<<<<

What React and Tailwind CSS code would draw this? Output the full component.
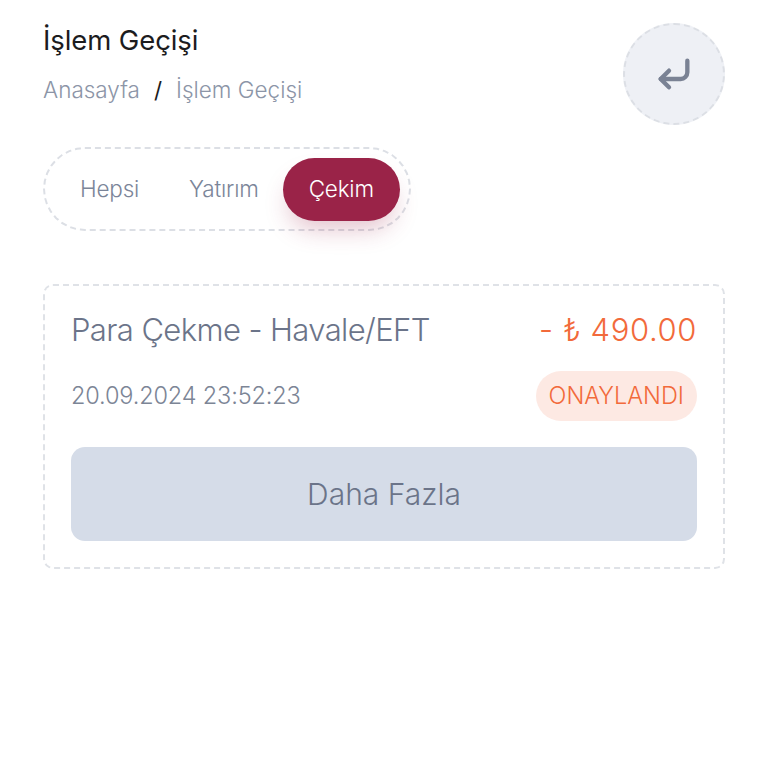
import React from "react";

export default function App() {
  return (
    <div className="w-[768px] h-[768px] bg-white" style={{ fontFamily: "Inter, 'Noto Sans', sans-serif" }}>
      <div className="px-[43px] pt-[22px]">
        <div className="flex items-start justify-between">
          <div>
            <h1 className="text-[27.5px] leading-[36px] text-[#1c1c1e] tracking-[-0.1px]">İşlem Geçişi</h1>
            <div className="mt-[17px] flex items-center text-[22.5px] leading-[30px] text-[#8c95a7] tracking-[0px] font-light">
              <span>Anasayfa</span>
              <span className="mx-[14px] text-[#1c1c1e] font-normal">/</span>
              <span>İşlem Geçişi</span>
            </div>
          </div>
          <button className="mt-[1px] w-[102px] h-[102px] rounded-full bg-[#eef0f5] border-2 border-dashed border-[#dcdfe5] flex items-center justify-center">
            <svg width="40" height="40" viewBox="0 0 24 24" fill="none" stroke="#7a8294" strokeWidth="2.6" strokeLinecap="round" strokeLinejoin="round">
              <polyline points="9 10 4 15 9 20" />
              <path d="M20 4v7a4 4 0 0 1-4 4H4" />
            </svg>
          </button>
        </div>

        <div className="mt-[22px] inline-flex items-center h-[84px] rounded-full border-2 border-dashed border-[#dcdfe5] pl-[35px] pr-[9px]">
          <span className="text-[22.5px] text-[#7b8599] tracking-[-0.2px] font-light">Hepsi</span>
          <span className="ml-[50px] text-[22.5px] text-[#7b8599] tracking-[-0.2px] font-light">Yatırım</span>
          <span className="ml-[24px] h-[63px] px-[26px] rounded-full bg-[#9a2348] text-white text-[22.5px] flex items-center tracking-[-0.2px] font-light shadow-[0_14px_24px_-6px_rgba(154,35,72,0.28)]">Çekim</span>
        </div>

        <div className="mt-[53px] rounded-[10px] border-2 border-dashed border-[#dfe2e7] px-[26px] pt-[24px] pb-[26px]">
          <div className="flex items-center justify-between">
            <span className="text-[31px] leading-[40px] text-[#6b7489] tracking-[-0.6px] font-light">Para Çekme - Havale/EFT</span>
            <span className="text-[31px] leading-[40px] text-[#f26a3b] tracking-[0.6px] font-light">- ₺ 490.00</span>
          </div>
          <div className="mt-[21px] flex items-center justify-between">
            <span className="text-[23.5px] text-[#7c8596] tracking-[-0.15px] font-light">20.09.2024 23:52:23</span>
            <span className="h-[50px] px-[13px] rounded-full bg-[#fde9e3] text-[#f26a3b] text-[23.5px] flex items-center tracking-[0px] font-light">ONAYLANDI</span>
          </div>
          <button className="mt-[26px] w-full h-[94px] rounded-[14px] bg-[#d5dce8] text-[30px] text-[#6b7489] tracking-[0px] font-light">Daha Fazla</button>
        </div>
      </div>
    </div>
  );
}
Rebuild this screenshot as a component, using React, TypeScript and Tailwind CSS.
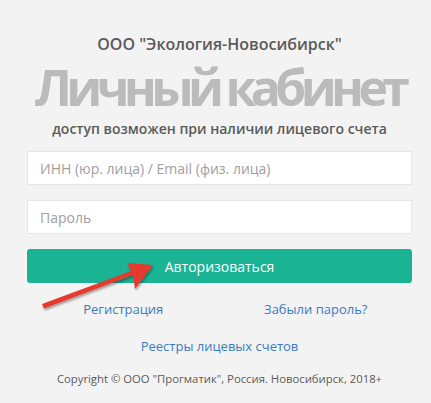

>>>>

Up to and including the line containing "import React from", repeat every line from the start of the data, but none of the pictures.

What React and Tailwind CSS code would draw this? Output the full component.
import React from "react";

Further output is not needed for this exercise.